DIRECTIONS: Set down every entry word for word. Omit the pictures.

PROVIDED DATA:
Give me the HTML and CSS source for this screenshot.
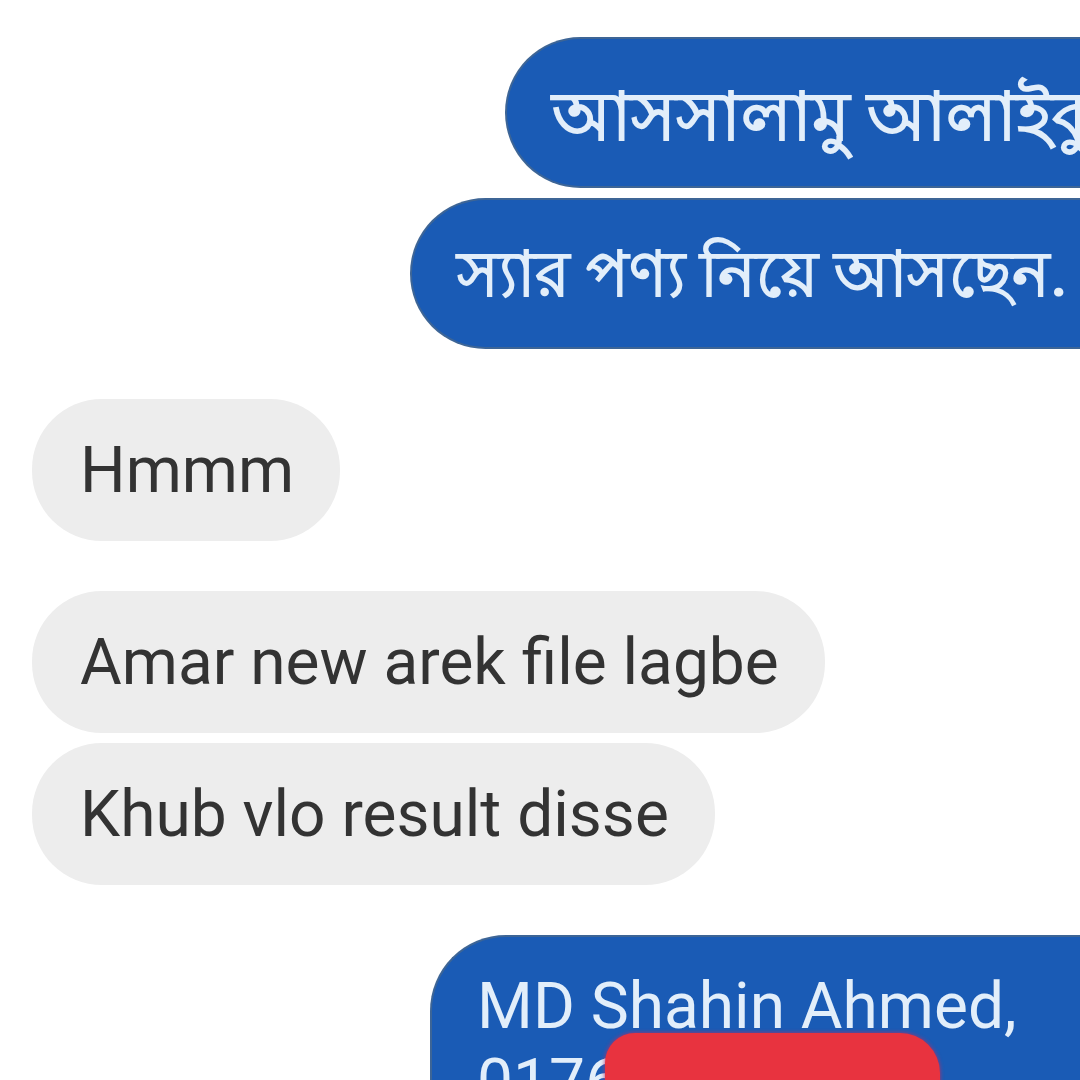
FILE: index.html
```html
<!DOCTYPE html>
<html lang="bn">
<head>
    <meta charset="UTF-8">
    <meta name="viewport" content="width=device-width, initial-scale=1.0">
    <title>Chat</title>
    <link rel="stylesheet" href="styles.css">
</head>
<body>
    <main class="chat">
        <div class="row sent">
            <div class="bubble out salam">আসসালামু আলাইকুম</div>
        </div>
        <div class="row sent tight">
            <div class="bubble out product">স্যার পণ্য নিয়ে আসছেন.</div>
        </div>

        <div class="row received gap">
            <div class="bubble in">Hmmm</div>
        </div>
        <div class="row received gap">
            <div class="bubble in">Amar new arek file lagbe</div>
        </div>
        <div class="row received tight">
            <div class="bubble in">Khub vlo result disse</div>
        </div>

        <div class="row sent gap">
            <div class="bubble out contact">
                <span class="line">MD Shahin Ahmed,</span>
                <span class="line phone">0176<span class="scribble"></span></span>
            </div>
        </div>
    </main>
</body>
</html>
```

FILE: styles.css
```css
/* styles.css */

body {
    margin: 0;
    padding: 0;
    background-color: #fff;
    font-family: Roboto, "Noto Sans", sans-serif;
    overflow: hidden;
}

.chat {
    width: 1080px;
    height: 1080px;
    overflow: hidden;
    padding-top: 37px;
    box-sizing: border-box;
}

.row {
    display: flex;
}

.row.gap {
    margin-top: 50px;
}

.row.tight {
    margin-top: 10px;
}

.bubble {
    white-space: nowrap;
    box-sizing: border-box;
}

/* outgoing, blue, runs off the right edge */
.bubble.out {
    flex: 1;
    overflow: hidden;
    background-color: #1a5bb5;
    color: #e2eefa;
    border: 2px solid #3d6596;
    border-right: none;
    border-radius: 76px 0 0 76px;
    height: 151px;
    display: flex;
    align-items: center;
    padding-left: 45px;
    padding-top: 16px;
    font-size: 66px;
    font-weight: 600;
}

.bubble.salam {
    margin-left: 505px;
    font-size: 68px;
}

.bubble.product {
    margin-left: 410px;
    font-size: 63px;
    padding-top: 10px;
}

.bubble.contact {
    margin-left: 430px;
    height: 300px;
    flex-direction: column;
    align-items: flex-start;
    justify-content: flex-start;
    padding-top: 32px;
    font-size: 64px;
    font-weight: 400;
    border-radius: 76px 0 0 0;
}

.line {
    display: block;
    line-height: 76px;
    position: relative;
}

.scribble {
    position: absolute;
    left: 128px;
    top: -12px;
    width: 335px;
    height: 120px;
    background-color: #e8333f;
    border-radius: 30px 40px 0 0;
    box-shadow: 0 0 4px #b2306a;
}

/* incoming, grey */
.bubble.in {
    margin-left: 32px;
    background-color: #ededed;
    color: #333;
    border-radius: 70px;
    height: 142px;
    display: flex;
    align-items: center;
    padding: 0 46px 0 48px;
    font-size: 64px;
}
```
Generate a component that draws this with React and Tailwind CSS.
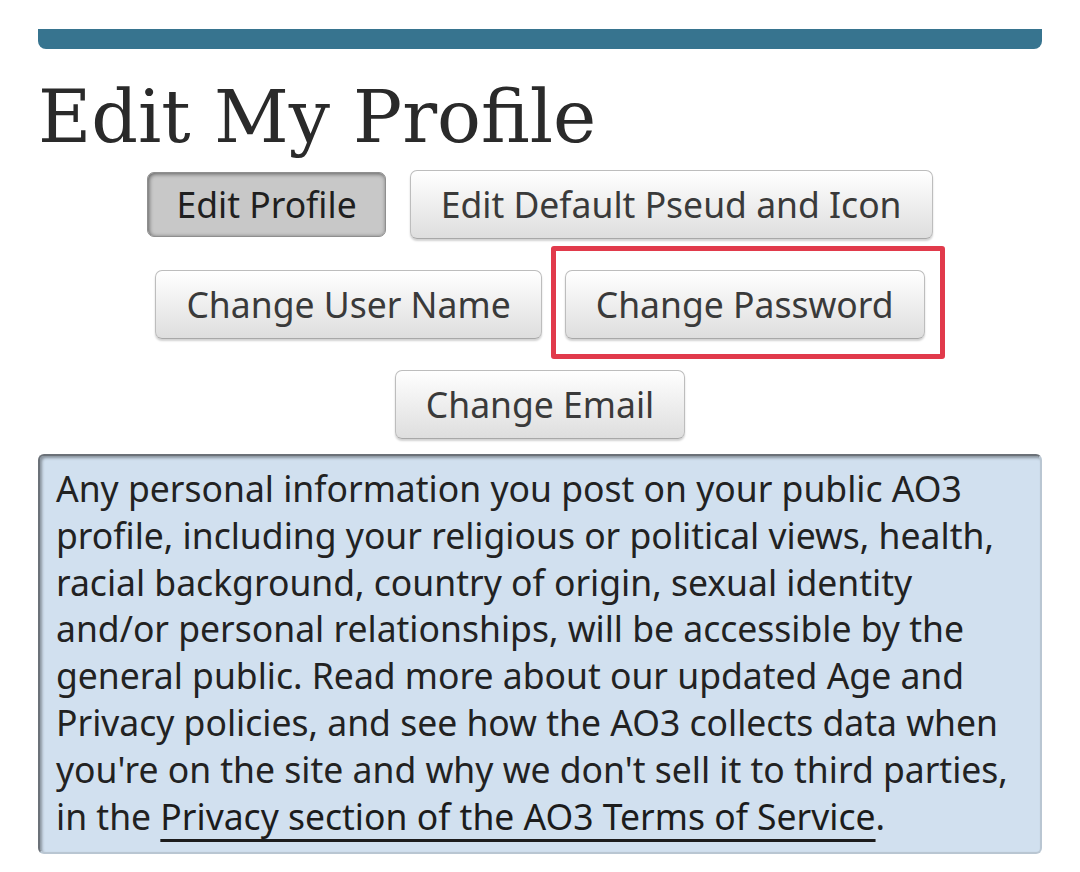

ANSWER TO THE EXERCISE:
Give me the HTML and CSS source for this screenshot.
FILE: index.html
```html
<!DOCTYPE html>
<html lang="bn">
<head>
    <meta charset="UTF-8">
    <meta name="viewport" content="width=device-width, initial-scale=1.0">
    <title>Chat</title>
    <link rel="stylesheet" href="styles.css">
</head>
<body>
    <main class="chat">
        <div class="row sent">
            <div class="bubble out salam">আসসালামু আলাইকুম</div>
        </div>
        <div class="row sent tight">
            <div class="bubble out product">স্যার পণ্য নিয়ে আসছেন.</div>
        </div>

        <div class="row received gap">
            <div class="bubble in">Hmmm</div>
        </div>
        <div class="row received gap">
            <div class="bubble in">Amar new arek file lagbe</div>
        </div>
        <div class="row received tight">
            <div class="bubble in">Khub vlo result disse</div>
        </div>

        <div class="row sent gap">
            <div class="bubble out contact">
                <span class="line">MD Shahin Ahmed,</span>
                <span class="line phone">0176<span class="scribble"></span></span>
            </div>
        </div>
    </main>
</body>
</html>
```

FILE: styles.css
```css
/* styles.css */

body {
    margin: 0;
    padding: 0;
    background-color: #fff;
    font-family: Roboto, "Noto Sans", sans-serif;
    overflow: hidden;
}

.chat {
    width: 1080px;
    height: 1080px;
    overflow: hidden;
    padding-top: 37px;
    box-sizing: border-box;
}

.row {
    display: flex;
}

.row.gap {
    margin-top: 50px;
}

.row.tight {
    margin-top: 10px;
}

.bubble {
    white-space: nowrap;
    box-sizing: border-box;
}

/* outgoing, blue, runs off the right edge */
.bubble.out {
    flex: 1;
    overflow: hidden;
    background-color: #1a5bb5;
    color: #e2eefa;
    border: 2px solid #3d6596;
    border-right: none;
    border-radius: 76px 0 0 76px;
    height: 151px;
    display: flex;
    align-items: center;
    padding-left: 45px;
    padding-top: 16px;
    font-size: 66px;
    font-weight: 600;
}

.bubble.salam {
    margin-left: 505px;
    font-size: 68px;
}

.bubble.product {
    margin-left: 410px;
    font-size: 63px;
    padding-top: 10px;
}

.bubble.contact {
    margin-left: 430px;
    height: 300px;
    flex-direction: column;
    align-items: flex-start;
    justify-content: flex-start;
    padding-top: 32px;
    font-size: 64px;
    font-weight: 400;
    border-radius: 76px 0 0 0;
}

.line {
    display: block;
    line-height: 76px;
    position: relative;
}

.scribble {
    position: absolute;
    left: 128px;
    top: -12px;
    width: 335px;
    height: 120px;
    background-color: #e8333f;
    border-radius: 30px 40px 0 0;
    box-shadow: 0 0 4px #b2306a;
}

/* incoming, grey */
.bubble.in {
    margin-left: 32px;
    background-color: #ededed;
    color: #333;
    border-radius: 70px;
    height: 142px;
    display: flex;
    align-items: center;
    padding: 0 46px 0 48px;
    font-size: 64px;
}
```
Generate a component that draws this with React and Tailwind CSS.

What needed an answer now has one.